I decided to head to Harvard, MA gambling on a better sky than my local park. I should have stayed local, saving the gas, because the sky was pretty clear when I return around 1AM. My goal for the night was to align the guide scope, do a calibration and image a couple of DSOs with guiding. Things did not go as planned.
Because the guide scope and the main scope were so far out of alignment it took me more than an hour setting up the scope hooking up the cables and using Polaris as a target aligning the guide scope with the finder. Complicating matters is sometimes the guide camera acts a bit flaky in how it normalizes the view. If a star is present the background becomes dark. However, sometimes when the cap is on the screen would go completely white. In any case I did manage to get the guide and main scope aligned.
I had considered using the guide scope as the finder on imaging nights. Unfortunately the flashing red LED on the back of the guiding camera makes it difficult to sight along the guide scope to aim at a bright alignment star. Thus it took my almost 3x longer than normal to do my usual 2 alignment star, 4 calibration star and all star polar alignment Thus the reason for re-installing the 6x30 finder scope.
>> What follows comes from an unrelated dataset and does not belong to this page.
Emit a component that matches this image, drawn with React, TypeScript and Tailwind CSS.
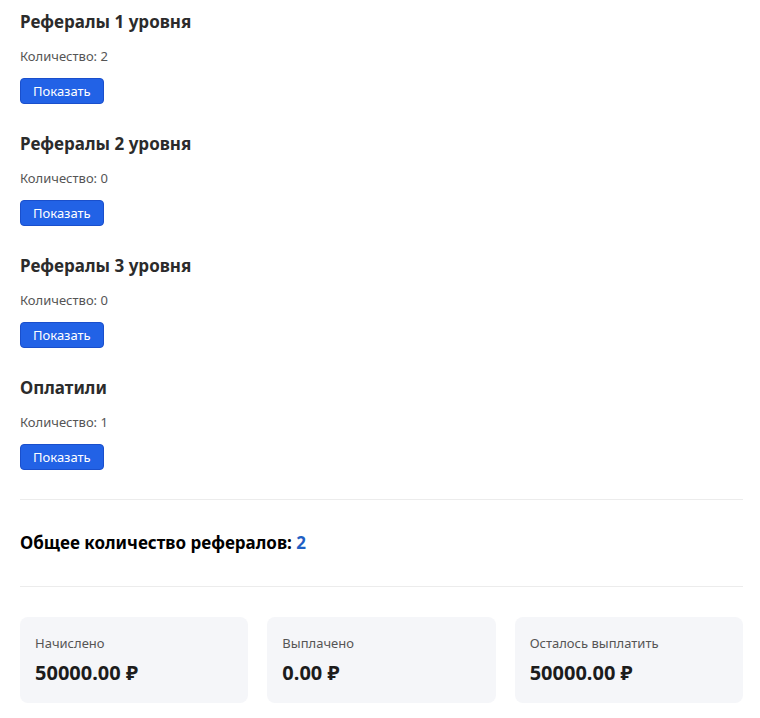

Once aligned I decided to test the scope on a globular cluster; as usual M13. I goto pointed the scope to M13 and centered it. Here's where the night fell apart. The quick start instruction is to select a star near the middle of the auto-guider screen. If the box around the star is green your ready to go. Then you press the PhD2 button to start the process. Unfortunately, in my case the the PhD2 button was grayed; i.e. disabled. An indicator at the bottom of the view showed no scope selected.
Hmm. I searched around the menus for whether there was some setting I missed but did not find it. I began to wonder if there was a problem with the clock drive. With clouds starting to move in a the Schmidt cassegrain corrector plate starting to fog from dew I packed up for the night and for the hour drive home.
In the morning thanks to a 2015 thread by PHD2 enthusiasts I figured out the problem. You connect the camera via a dialog where you also connect the mount. However the 'mount' is actually on the camera. But the mount selection was grayed out. It turns out I needed to connect all. Doh! PHD2 actually stands for 'Push Here Dummy.' I really did feel a bit dumb after last night.